_Work to be completed_: Below is a listing to transcribe in full and exactly; keep the pictures out.
# # # #
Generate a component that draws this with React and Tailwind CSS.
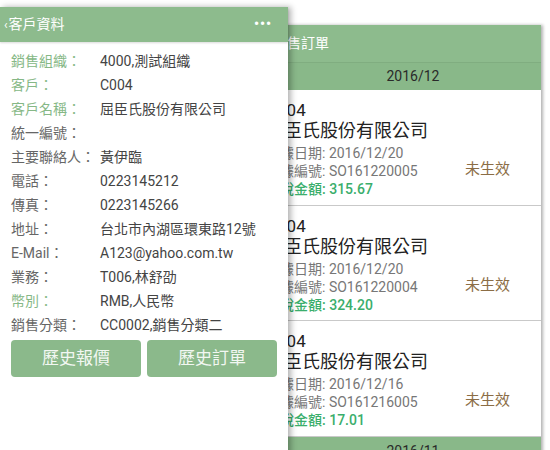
import React from 'react';

const font = { fontFamily: 'Roboto, "Noto Sans CJK TC", sans-serif' };

const fields = [
  { label: '銷售組織：', value: '4000,測試組織', green: true },
  { label: '客戶：', value: 'C004', green: true },
  { label: '客戶名稱：', value: '屈臣氏股份有限公司', green: true },
  { label: '統一編號：', value: '' },
  { label: '主要聯絡人：', value: '黃伊臨' },
  { label: '電話：', value: '0223145212' },
  { label: '傳真：', value: '0223145266' },
  { label: '地址：', value: '台北市內湖區環東路12號' },
  { label: 'E-Mail：', value: 'A123@yahoo.com.tw' },
  { label: '業務：', value: 'T006,林舒劭' },
  { label: '幣別：', value: 'RMB,人民幣', green: true },
  { label: '銷售分類：', value: 'CC0002,銷售分類二' },
];

const orders = [
  { date: '2016/12/20', no: 'SO161220005', amount: '315.67' },
  { date: '2016/12/20', no: 'SO161220004', amount: '324.20' },
  { date: '2016/12/16', no: 'SO161216005', amount: '17.01' },
];

function OrderCard({ date, no, amount }) {
  return (
    <div className="flex justify-between bg-white border-b border-[#c9c9c9] h-[116px] pl-[11px] pr-[31px] pt-[10px]">
      <div>
        <div className="text-[17px] leading-[20px] text-[#222]">C004</div>
        <div className="text-[18px] leading-[22px] text-[#222]">屈臣氏股份有限公司</div>
        <div className="mt-[2px] text-[14px] leading-[18px] text-[#777]">單據日期: {date}</div>
        <div className="text-[14px] leading-[18px] text-[#777]">單據編號: {no}</div>
        <div className="text-[14px] leading-[18px] font-medium text-[#3aae6c]">含稅金額: {amount}</div>
      </div>
      <div className="pt-[59px] text-[15px] leading-[20px] text-[#8b6d45]">未生效</div>
    </div>
  );
}

export default function App() {
  return (
    <div className="relative w-[550px] h-[450px] overflow-hidden bg-white" style={font}>
      {/* Orders screen (behind) */}
      <div className="absolute left-[255px] top-[25px] w-[286px] h-[440px] bg-white shadow-[2px_0_3px_rgba(0,0,0,0.3)] flex flex-col">
        <div className="h-[37px] bg-[#8dbb8d] flex items-center pl-[18px] text-[14px] text-white">銷售訂單</div>
        <div className="h-[28px] bg-[#89b889] border-t border-[#80ad80] flex items-center justify-center pl-[30px] text-[14px] text-[#2a2a2a]">
          2016/12
        </div>
        {orders.map((o) => (
          <OrderCard key={o.no} {...o} />
        ))}
        <div className="h-[28px] bg-[#89b889] flex items-center justify-center pl-[30px] text-[14px] text-[#2a2a2a]">
          2016/11
        </div>
      </div>

      {/* Customer screen (front) */}
      <div className="absolute left-0 top-[7px] w-[288px] h-[450px] bg-white shadow-[3px_0_6px_rgba(0,0,0,0.3)]">
        <div className="h-[35px] bg-[#8dbb8d] flex items-center justify-between pl-[4px] pr-[16px] text-white shadow-[0_1px_2px_rgba(0,0,0,0.15)]">
          <div className="flex items-center text-[14px]">
            <span className="text-[12px] mr-[1px]">‹</span>
            <span>客戶資料</span>
          </div>
          <span className="text-[14px] tracking-[1px] font-bold">•••</span>
        </div>
        <div className="pt-[7px] pl-[11px]">
          {fields.map((f) => (
            <div key={f.label} className="grid grid-cols-[89px_1fr] h-[24px] items-center text-[14px]">
              <span className={f.green ? 'text-[#86b886]' : 'text-[#666]'}>{f.label}</span>
              <span className="text-[#444]">{f.value}</span>
            </div>
          ))}
        </div>
        <div className="flex gap-[6px] px-[11px] mt-[3px]">
          <button className="w-[131px] h-[37px] rounded-[4px] bg-[#8bb98b] text-[17px] text-[#f2f7f2]">歷史報價</button>
          <button className="w-[131px] h-[37px] rounded-[4px] bg-[#8bb98b] text-[17px] text-[#f2f7f2]">歷史訂單</button>
        </div>
      </div>
    </div>
  );
}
# # # #
_Written answer_:
Generate a component that draws this with React and Tailwind CSS.
import React from 'react';

const font = { fontFamily: 'Roboto, "Noto Sans CJK TC", sans-serif' };

const fields = [
  { label: '銷售組織：', value: '4000,測試組織', green: true },
  { label: '客戶：', value: 'C004', green: true },
  { label: '客戶名稱：', value: '屈臣氏股份有限公司', green: true },
  { label: '統一編號：', value: '' },
  { label: '主要聯絡人：', value: '黃伊臨' },
  { label: '電話：', value: '0223145212' },
  { label: '傳真：', value: '0223145266' },
  { label: '地址：', value: '台北市內湖區環東路12號' },
  { label: 'E-Mail：', value: 'A123@yahoo.com.tw' },
  { label: '業務：', value: 'T006,林舒劭' },
  { label: '幣別：', value: 'RMB,人民幣', green: true },
  { label: '銷售分類：', value: 'CC0002,銷售分類二' },
];

const orders = [
  { date: '2016/12/20', no: 'SO161220005', amount: '315.67' },
  { date: '2016/12/20', no: 'SO161220004', amount: '324.20' },
  { date: '2016/12/16', no: 'SO161216005', amount: '17.01' },
];

function OrderCard({ date, no, amount }) {
  return (
    <div className="flex justify-between bg-white border-b border-[#c9c9c9] h-[116px] pl-[11px] pr-[31px] pt-[10px]">
      <div>
        <div className="text-[17px] leading-[20px] text-[#222]">C004</div>
        <div className="text-[18px] leading-[22px] text-[#222]">屈臣氏股份有限公司</div>
        <div className="mt-[2px] text-[14px] leading-[18px] text-[#777]">單據日期: {date}</div>
        <div className="text-[14px] leading-[18px] text-[#777]">單據編號: {no}</div>
        <div className="text-[14px] leading-[18px] font-medium text-[#3aae6c]">含稅金額: {amount}</div>
      </div>
      <div className="pt-[59px] text-[15px] leading-[20px] text-[#8b6d45]">未生效</div>
    </div>
  );
}

export default function App() {
  return (
    <div className="relative w-[550px] h-[450px] overflow-hidden bg-white" style={font}>
      {/* Orders screen (behind) */}
      <div className="absolute left-[255px] top-[25px] w-[286px] h-[440px] bg-white shadow-[2px_0_3px_rgba(0,0,0,0.3)] flex flex-col">
        <div className="h-[37px] bg-[#8dbb8d] flex items-center pl-[18px] text-[14px] text-white">銷售訂單</div>
        <div className="h-[28px] bg-[#89b889] border-t border-[#80ad80] flex items-center justify-center pl-[30px] text-[14px] text-[#2a2a2a]">
          2016/12
        </div>
        {orders.map((o) => (
          <OrderCard key={o.no} {...o} />
        ))}
        <div className="h-[28px] bg-[#89b889] flex items-center justify-center pl-[30px] text-[14px] text-[#2a2a2a]">
          2016/11
        </div>
      </div>

      {/* Customer screen (front) */}
      <div className="absolute left-0 top-[7px] w-[288px] h-[450px] bg-white shadow-[3px_0_6px_rgba(0,0,0,0.3)]">
        <div className="h-[35px] bg-[#8dbb8d] flex items-center justify-between pl-[4px] pr-[16px] text-white shadow-[0_1px_2px_rgba(0,0,0,0.15)]">
          <div className="flex items-center text-[14px]">
            <span className="text-[12px] mr-[1px]">‹</span>
            <span>客戶資料</span>
          </div>
          <span className="text-[14px] tracking-[1px] font-bold">•••</span>
        </div>
        <div className="pt-[7px] pl-[11px]">
          {fields.map((f) => (
            <div key={f.label} className="grid grid-cols-[89px_1fr] h-[24px] items-center text-[14px]">
              <span className={f.green ? 'text-[#86b886]' : 'text-[#666]'}>{f.label}</span>
              <span className="text-[#444]">{f.value}</span>
            </div>
          ))}
        </div>
        <div className="flex gap-[6px] px-[11px] mt-[3px]">
          <button className="w-[131px] h-[37px] rounded-[4px] bg-[#8bb98b] text-[17px] text-[#f2f7f2]">歷史報價</button>
          <button className="w-[131px] h-[37px] rounded-[4px] bg-[#8bb98b] text-[17px] text-[#f2f7f2]">歷史訂單</button>
        </div>
      </div>
    </div>
  );
}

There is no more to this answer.